Karate – Kids Karate in Ann Arbor

Karate involves mainly strikes, kicks, and blocks. It was originally developed in the Ryukyu Islands (now Okinawa), and was later exported to Japan before finding its way around the world. Karate is an excellent martial art for those who prefer striking, and helps develop physical strength, stamina, and confidence. There are many forms of karate taught around the world today, including Shotokan, Shorin-ryu, Chito-Ryu, Goju-Ryu, and Kyokushinkai. If you’re looking for a way to help your child learn enthusiasm, fitness, discipline, and manners while having a lot of fun, consider the kids karate program at JMAC. We have an incredible core of talented instructors who have made it their business to inspire kids to be their best.
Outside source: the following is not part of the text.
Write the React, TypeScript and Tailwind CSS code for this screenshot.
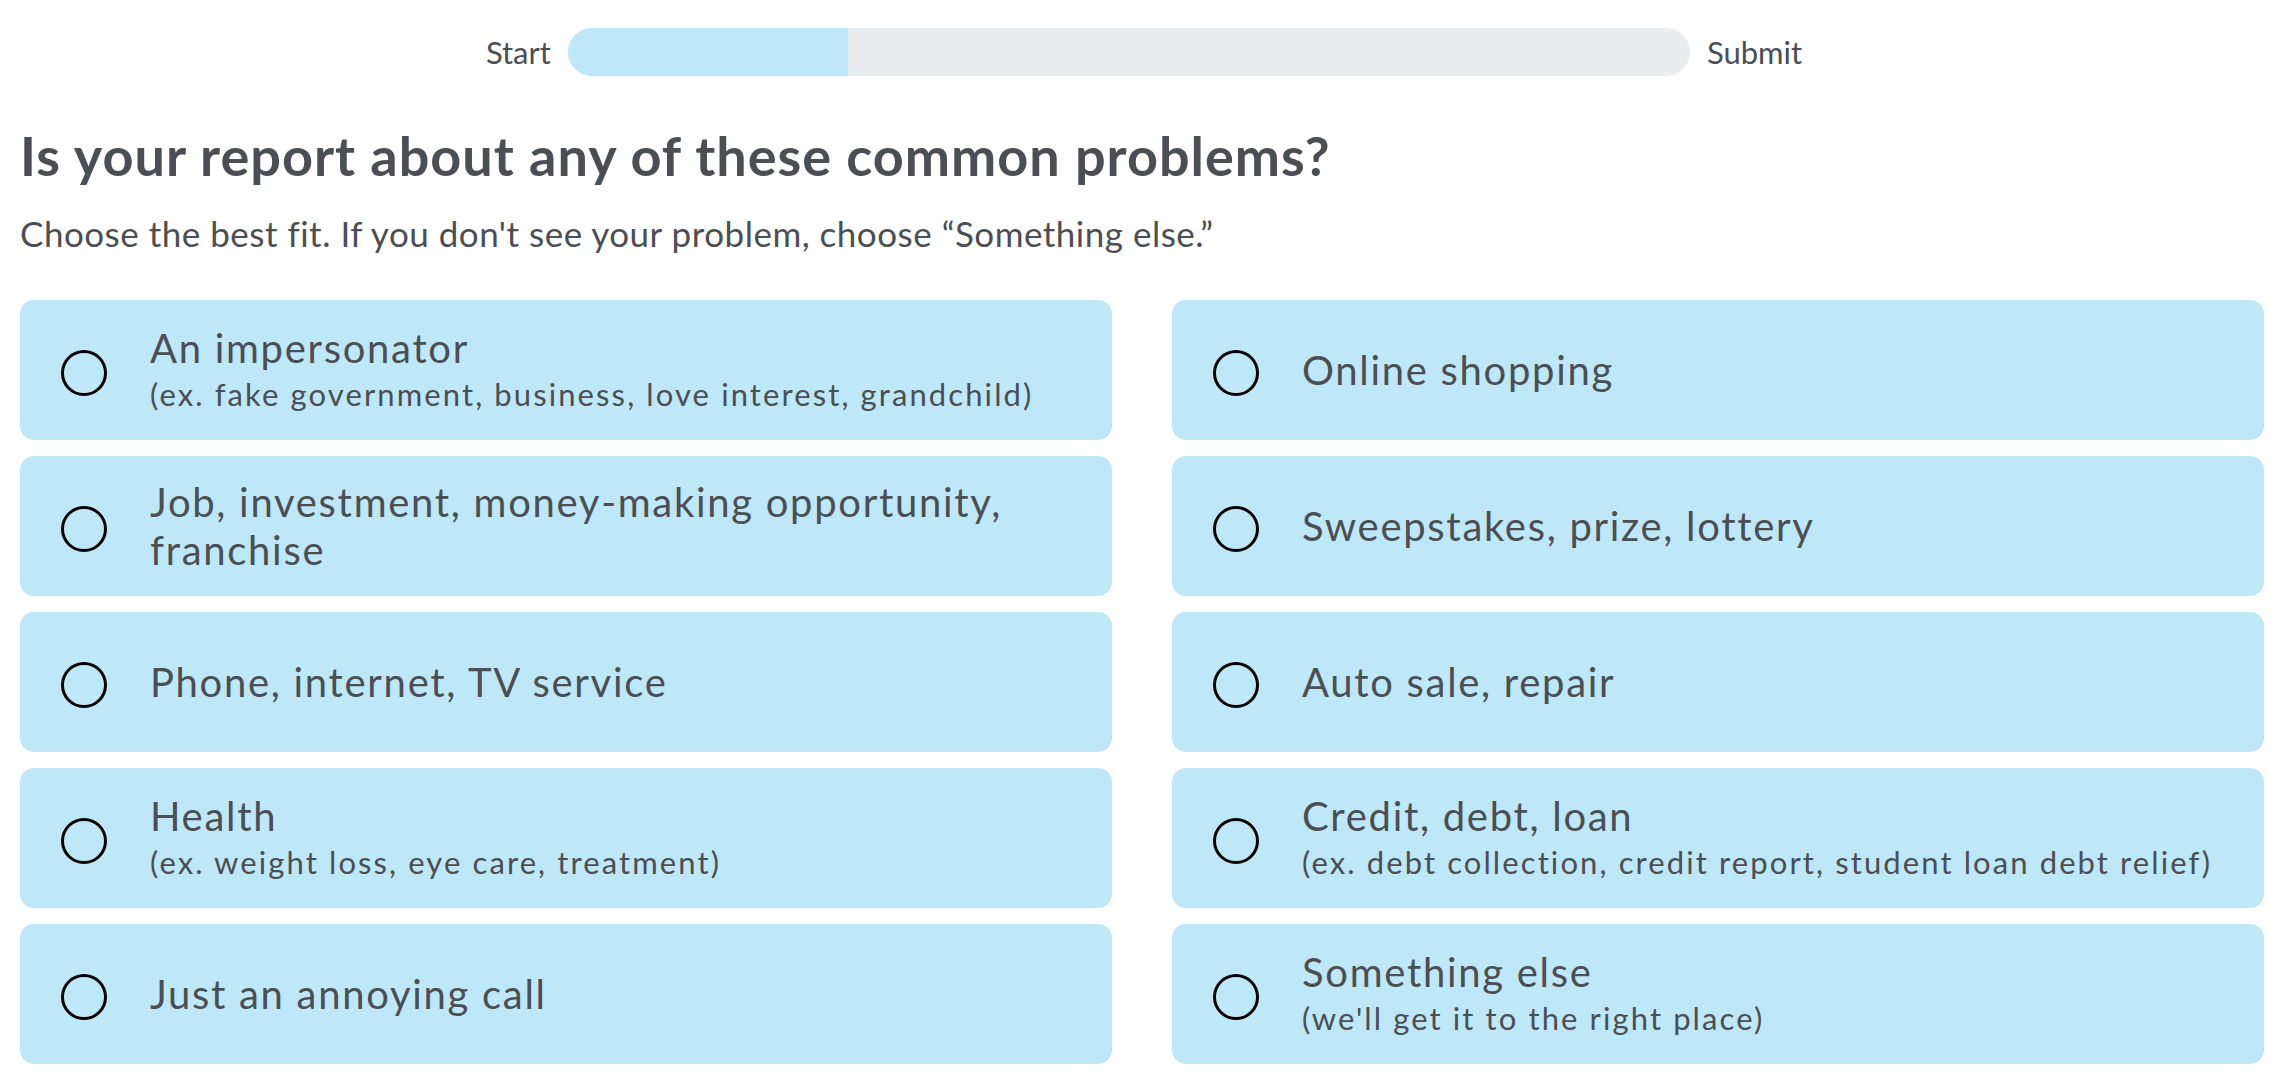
import React from "react";

type Opt = { title: string; sub?: string };

const left: Opt[] = [
  { title: "An impersonator", sub: "(ex. fake government, business, love interest, grandchild)" },
  { title: "Job, investment, money-making opportunity, franchise" },
  { title: "Phone, internet, TV service" },
  { title: "Health", sub: "(ex. weight loss, eye care, treatment)" },
  { title: "Just an annoying call" },
];
const right: Opt[] = [
  { title: "Online shopping" },
  { title: "Sweepstakes, prize, lottery" },
  { title: "Auto sale, repair" },
  { title: "Credit, debt, loan", sub: "(ex. debt collection, credit report, student loan debt relief)" },
  { title: "Something else", sub: "(we'll get it to the right place)" },
];

function Card({ o }: { o: Opt }) {
  return (
    <button className="flex h-[140px] w-full items-center gap-[43px] rounded-[14px] bg-[#bee8f8] pl-[41px] pr-[40px] text-left">
      <span className="mt-[6px] block h-[46px] w-[46px] shrink-0 rounded-full border-[3.5px] border-black" />
      <span className="flex flex-col">
        <span className="text-[40px] leading-[48px] tracking-[1.7px] text-[#4b4e53]">{o.title}</span>
        {o.sub && <span className="text-[31px] leading-[44px] tracking-[2.1px] text-[#4b4e53]">{o.sub}</span>}
      </span>
    </button>
  );
}

export default function App() {
  const rows = left.map((l, i) => [l, right[i]]);
  return (
    <div className="min-h-[1086px] w-full bg-white text-[#4b4e53]" style={{ fontFamily: "Lato, 'Noto Sans', sans-serif" }}>
      <div className="flex items-center justify-center gap-[17px] pt-[28px]">
        <span className="text-[31px] leading-[48px]">Start</span>
        <div className="flex h-[48px] w-[1122px] overflow-hidden rounded-full bg-[#ebecf0]">
          <div className="h-full w-[280px] bg-[#bee8f8]" />
        </div>
        <span className="text-[31px] leading-[48px]">Submit</span>
      </div>
      <h1 className="mt-[48px] pl-[20px] text-[54px] font-bold leading-[1.2] tracking-[1px]">Is your report about any of these common problems?</h1>
      <p className="mt-[23px] pl-[20px] text-[35px] leading-[1.2] tracking-[0.5px]">Choose the best fit. If you don't see your problem, choose “Something else.”</p>
      <div className="mt-[46px] grid grid-cols-2 gap-x-[60px] gap-y-[16px] pl-[20px] pr-[24px]">
        {rows.map(([l, r], i) => (
          <React.Fragment key={i}>
            <Card o={l} />
            <Card o={r} />
          </React.Fragment>
        ))}
      </div>
    </div>
  );
}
Read more about our karate program for kids.

Kendo

Kendo is a sport descended from Japanese swordsmanship. In Kendo, participants wear padded armor and attempt to score points by striking vital points with bamboo swords called "shinai." Practice is fast paced, involves much spirited shouting, and is a lot of fun. The Japanese Martial Arts Center does not offer kendo, but can refer you to a reputable kendo instructor in the area.

Kung Fu

Kung Fu is a Chinese martial art that actually includes many sub-styles. Like karate, kung fu involves strikes, kicks, and blocks, but also includes many esoteric motions that can be applied to take down or otherwise defeat an opponent. Kung fu often appeals to imaginative people because of the many references to animal forms, but it is also a very challenging and practical martial art.

MMA (Mixed Martial Arts)

MMA (mixed martial arts) to a modern competition-based collection of techniques. Most MMA schools teach striking as well as grappling. Although not a traditional martial art - and thus lacking many of the character development and spiritual aspects of ancient Asian arts - MMA is nevertheless a fantastic form of exercise and a lot of fun. Because many MMA fighters have employed judo and jujutsu successfully, the Japanese Martial Arts Center offers private instruction to top-level competitors as well as occasional workshops for our members.

Tae Kwon Do

Tae Kwon Do is the Korean counterpart to Japanese karate. As a striking art, it includes punches, kicks, and blocks, but typically Tae Kwon Do emphasizes more kicking than does karate. Competition (usually for points rather than full contact) is very common among Tae Kwon Do practitioners. It is an excellent form of exercise, but seems more susceptible to commercialization than more traditional arts such as aikido and iaido.

Tai Chi

Tai Chi is another form of Chinese martial art. It is usually taught with slow, controlled movements and deep stances. There are many health benefits associated with Tai Chi, including strong bones, cardiovascular health, and calmness.

Getting Started in Martial Arts in Ann Arbor

If you are considering taking up martial arts, you will find many superb opportunities in and around Ann Arbor, including outlying cities such as Brighton, Canton, Howell, Northville, and Plymouth. Students from the University of Michigan, Eastern Michigan University, Washtenaw Community College, Cleary College, and even Michigan State University have supplemented their education with martial arts and found that the physical activity helps them concentrate on their studies. We think the Japanese Martial Arts Center offers the best programs in Michigan, but we’re interested in people who are willing to work hard and do what it takes to become truly accomplished. We encourage you to look around to find the martial arts club or school that best meets your needs.